- Your objective
Show each line from the listing that includes the word "this".

- Data to process
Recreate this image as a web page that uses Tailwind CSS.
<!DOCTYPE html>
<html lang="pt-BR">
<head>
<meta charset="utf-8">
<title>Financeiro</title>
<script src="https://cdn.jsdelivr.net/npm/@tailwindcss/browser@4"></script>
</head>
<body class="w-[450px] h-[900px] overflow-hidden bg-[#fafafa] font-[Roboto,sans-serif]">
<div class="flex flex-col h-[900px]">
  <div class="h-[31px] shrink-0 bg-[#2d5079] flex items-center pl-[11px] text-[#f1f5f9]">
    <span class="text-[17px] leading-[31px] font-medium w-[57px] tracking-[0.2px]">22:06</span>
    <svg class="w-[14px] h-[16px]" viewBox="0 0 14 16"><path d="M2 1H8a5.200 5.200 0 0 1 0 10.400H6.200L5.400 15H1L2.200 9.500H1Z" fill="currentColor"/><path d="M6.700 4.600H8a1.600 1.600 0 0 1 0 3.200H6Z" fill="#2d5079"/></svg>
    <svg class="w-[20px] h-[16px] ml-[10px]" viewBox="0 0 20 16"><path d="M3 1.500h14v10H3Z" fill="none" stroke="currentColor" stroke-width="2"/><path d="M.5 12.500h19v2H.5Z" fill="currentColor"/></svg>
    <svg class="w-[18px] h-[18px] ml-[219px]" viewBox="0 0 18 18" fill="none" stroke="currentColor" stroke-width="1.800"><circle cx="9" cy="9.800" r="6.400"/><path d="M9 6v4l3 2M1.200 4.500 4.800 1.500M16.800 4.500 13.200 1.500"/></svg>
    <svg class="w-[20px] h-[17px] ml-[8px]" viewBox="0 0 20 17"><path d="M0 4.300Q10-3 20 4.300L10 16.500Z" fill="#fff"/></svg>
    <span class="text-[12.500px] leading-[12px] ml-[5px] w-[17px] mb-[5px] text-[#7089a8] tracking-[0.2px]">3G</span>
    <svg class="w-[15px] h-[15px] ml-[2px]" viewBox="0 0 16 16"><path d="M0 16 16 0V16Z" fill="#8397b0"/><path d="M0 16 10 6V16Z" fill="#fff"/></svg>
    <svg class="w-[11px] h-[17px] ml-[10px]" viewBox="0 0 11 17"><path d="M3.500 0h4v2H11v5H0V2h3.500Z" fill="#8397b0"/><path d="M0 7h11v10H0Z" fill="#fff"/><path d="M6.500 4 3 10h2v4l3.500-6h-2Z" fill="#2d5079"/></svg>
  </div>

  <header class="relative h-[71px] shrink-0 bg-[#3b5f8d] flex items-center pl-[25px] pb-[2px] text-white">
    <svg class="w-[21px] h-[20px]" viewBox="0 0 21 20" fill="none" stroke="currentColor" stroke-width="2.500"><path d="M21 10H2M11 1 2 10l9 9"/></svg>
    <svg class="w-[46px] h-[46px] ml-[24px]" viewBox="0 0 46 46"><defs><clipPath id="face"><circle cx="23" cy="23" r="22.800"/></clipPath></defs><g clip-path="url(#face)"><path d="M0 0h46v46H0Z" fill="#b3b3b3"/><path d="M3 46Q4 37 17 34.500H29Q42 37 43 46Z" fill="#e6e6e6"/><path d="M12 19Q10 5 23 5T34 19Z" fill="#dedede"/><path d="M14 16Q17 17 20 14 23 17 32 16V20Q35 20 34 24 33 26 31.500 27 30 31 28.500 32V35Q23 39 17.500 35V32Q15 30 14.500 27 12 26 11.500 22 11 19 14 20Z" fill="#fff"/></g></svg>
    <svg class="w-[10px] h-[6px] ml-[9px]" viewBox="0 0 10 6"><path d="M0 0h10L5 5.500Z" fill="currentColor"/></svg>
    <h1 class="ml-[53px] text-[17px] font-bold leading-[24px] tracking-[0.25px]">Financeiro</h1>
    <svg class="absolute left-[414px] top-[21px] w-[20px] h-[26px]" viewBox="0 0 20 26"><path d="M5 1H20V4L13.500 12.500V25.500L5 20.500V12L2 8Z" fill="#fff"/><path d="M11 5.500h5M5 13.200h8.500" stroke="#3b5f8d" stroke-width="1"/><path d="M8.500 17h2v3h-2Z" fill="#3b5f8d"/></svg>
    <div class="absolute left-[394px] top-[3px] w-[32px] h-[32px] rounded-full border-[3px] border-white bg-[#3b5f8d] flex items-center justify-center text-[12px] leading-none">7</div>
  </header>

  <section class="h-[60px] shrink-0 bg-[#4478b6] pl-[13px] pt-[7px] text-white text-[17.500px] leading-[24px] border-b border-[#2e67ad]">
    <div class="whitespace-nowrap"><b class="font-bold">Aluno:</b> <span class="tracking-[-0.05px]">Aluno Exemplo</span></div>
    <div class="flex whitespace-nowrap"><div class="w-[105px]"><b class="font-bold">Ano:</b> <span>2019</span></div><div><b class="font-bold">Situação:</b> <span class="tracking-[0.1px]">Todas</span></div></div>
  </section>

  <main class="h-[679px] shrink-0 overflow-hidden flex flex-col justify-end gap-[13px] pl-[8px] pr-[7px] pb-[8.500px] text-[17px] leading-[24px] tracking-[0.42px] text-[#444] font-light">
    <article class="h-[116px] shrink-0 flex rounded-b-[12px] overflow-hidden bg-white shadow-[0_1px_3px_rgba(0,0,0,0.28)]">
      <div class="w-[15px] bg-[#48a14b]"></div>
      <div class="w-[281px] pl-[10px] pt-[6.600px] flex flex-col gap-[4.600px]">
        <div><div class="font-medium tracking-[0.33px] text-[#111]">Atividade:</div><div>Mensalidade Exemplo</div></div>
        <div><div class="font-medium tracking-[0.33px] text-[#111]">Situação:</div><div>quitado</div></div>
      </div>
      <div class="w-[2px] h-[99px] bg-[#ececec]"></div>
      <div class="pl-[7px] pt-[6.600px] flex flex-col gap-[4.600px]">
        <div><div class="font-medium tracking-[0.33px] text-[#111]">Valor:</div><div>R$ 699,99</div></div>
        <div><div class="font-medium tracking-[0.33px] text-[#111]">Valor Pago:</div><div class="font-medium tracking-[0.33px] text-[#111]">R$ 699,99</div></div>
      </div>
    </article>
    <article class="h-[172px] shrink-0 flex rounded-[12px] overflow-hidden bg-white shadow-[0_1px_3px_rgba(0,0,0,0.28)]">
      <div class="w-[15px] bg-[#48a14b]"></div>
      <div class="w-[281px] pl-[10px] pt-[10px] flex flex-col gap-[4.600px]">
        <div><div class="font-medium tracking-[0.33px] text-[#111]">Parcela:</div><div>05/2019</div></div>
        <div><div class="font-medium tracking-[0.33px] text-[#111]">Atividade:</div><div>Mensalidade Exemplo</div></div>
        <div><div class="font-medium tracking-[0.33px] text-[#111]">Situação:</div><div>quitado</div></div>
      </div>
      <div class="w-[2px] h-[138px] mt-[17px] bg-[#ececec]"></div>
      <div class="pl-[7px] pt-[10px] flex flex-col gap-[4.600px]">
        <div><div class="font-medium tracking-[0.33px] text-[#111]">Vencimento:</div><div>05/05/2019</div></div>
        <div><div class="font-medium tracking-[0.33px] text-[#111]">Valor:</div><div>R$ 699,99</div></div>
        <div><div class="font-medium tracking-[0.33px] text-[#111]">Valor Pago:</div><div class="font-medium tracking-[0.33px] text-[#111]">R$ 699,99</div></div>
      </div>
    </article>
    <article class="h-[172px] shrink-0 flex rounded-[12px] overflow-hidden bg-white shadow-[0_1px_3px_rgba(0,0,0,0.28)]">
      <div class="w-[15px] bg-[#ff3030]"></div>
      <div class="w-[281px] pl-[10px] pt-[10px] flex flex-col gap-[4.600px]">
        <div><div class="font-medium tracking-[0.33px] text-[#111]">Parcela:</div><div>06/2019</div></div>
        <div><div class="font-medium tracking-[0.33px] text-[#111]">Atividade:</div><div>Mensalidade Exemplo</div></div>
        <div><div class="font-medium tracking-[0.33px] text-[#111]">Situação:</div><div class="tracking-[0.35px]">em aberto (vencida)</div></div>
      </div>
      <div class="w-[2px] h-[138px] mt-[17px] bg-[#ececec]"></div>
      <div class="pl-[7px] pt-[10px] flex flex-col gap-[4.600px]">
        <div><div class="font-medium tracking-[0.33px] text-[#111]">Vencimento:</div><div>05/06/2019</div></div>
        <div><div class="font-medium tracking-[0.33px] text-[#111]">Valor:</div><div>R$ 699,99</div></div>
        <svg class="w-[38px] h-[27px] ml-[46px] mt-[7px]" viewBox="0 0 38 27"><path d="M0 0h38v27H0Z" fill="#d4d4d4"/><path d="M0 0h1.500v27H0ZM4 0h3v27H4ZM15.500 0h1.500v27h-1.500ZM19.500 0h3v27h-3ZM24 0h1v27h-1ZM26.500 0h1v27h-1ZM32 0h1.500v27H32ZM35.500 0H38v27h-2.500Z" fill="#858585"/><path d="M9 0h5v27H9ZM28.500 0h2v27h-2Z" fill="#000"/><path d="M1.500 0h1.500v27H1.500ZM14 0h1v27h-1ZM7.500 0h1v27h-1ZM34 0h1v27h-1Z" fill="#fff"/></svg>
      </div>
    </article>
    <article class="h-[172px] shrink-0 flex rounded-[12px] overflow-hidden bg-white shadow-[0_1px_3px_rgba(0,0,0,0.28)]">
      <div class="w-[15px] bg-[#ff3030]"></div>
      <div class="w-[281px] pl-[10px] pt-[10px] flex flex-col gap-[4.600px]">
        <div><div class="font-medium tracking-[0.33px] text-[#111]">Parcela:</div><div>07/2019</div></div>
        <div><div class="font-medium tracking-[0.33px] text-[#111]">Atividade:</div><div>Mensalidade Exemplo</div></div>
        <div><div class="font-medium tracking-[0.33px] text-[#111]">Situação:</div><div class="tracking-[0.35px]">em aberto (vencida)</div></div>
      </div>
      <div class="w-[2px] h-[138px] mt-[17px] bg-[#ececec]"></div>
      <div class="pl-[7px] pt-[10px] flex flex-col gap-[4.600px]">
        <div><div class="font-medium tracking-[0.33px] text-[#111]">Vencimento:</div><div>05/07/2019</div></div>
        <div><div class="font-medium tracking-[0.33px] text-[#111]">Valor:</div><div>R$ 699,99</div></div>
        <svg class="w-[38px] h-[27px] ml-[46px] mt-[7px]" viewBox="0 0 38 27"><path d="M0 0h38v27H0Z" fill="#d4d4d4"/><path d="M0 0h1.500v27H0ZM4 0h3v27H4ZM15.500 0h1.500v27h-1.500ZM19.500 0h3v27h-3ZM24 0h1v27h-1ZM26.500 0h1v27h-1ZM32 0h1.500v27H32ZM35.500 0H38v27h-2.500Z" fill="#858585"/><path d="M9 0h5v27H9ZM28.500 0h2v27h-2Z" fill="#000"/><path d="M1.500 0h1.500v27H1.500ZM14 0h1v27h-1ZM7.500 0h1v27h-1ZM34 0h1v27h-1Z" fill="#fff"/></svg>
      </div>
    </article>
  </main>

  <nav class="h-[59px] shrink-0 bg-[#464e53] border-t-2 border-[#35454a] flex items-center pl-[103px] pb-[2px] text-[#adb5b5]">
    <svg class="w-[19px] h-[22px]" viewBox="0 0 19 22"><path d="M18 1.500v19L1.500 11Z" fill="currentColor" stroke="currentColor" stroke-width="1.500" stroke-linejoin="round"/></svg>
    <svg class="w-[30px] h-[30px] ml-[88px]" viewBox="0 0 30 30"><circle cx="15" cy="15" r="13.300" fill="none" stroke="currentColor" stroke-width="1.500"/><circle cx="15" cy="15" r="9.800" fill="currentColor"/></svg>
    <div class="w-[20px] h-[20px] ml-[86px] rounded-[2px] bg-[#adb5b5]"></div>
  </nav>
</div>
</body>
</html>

---

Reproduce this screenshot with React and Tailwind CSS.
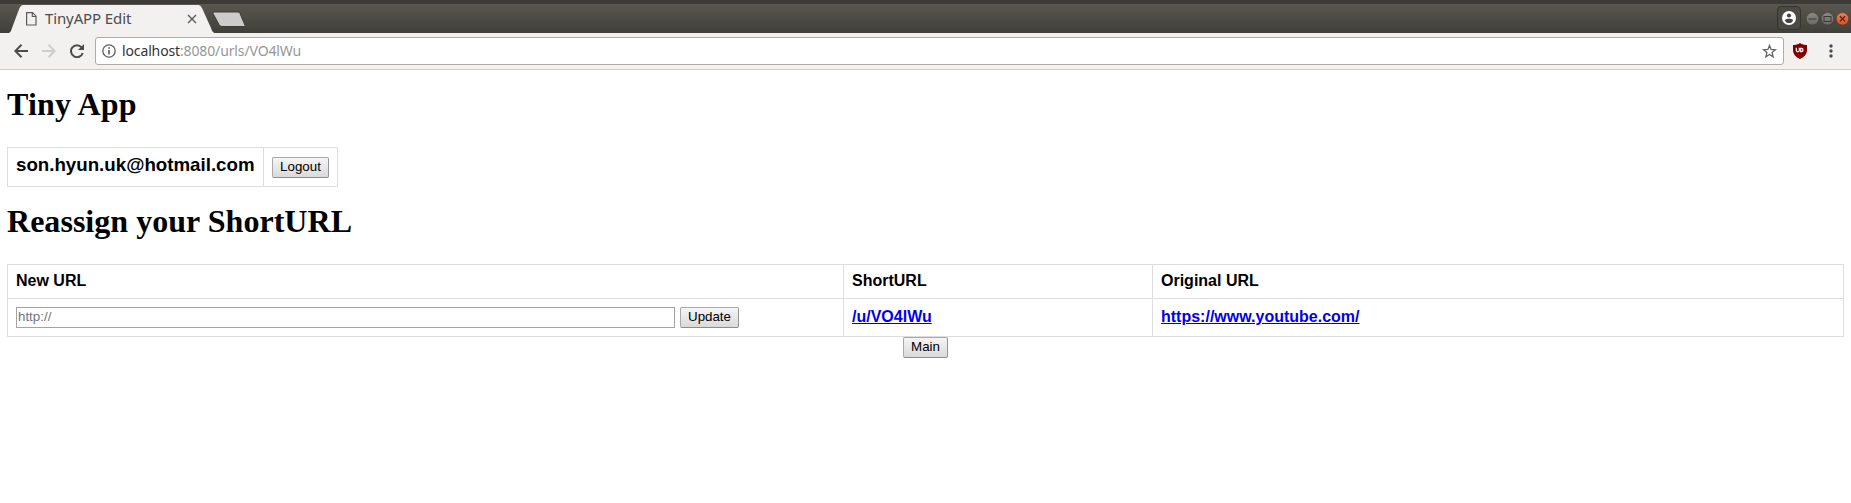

- Task output
Recreate this image as a web page that uses Tailwind CSS.
Reproduce this screenshot with React and Tailwind CSS.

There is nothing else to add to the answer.